Eventually, it does.

“I’ve seen many, many films on settlers, but I have never seen any like this. I haven’t seen them [the settlers] so relaxed, speaking not only about their agenda, not only about is it right or is it wrong,” says Sinai Abt, who heads the documentary unit at KAN PBC, the new Israeli public television station. He has followed Zaki’s progress on film, advised her during production, and will show the documentary on KAN later this year. He says Unsettling “challenges well-worn stereotypes about the other, leaving filmgoers with a more complex story than they had expected.”

Zaki sums it up this way: “With time, the mutual stereotyping inherent in a meeting between a leftist from Tel Aviv and a community of settlers began to melt away. In [its] place came deep conversations between people from different worlds meeting for the first time, curious to know and understand the other.” She adds, “As they began to understand that I was driven more by curiosity than anything else, they began to trust me.”
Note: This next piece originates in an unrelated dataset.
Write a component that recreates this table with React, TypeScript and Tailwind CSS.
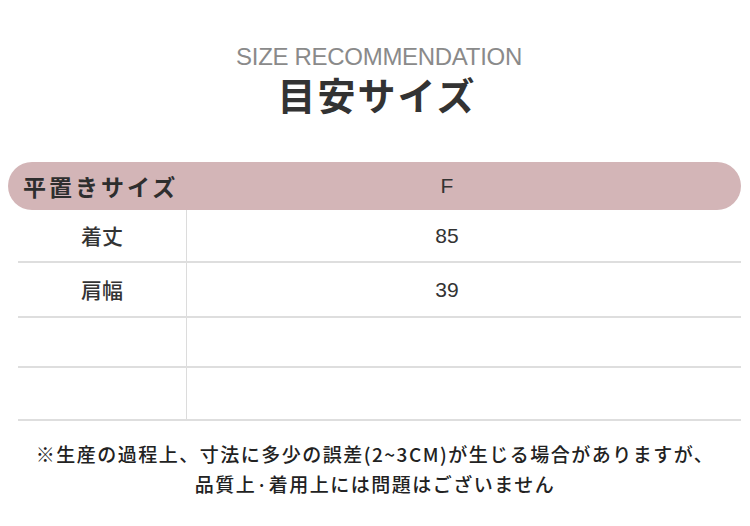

In late May, several months after the documentary debuted in Copenhagen, Zaki brought Unsettling to the 20th Docaviv International Film Festival in Tel Aviv—an audience for whom Jewish settlements in Palestine is a long-standing and contentious issue. Sitting beside her at the first of two packed screenings were four West Bank settlers featured in the film.

Docaviv artistic director Karen Rywkind Segal says Zaki succeeded on many levels. “With her distinct style and personality she manages to reach open and sincere conversations in unfamiliar grounds, people we normally don’t hear or we are not interested in hearing.”

No one from Tekoa had seen Unsettling before the festival. Zaki says among the most satisfying comments came from a 40-year-old Tekoan, who opted to move there because he was secular and his wife (who was religious) wanted to live in a mixed religious-secular community. He thanks Zaki for her honesty. “The way you were able to present the dilemmas, the thoughts, the ideas and the difference among your interviewees gives a sense of empathy and sensitivity to the other, especially since this other is just at the other end of your political and personal stands.”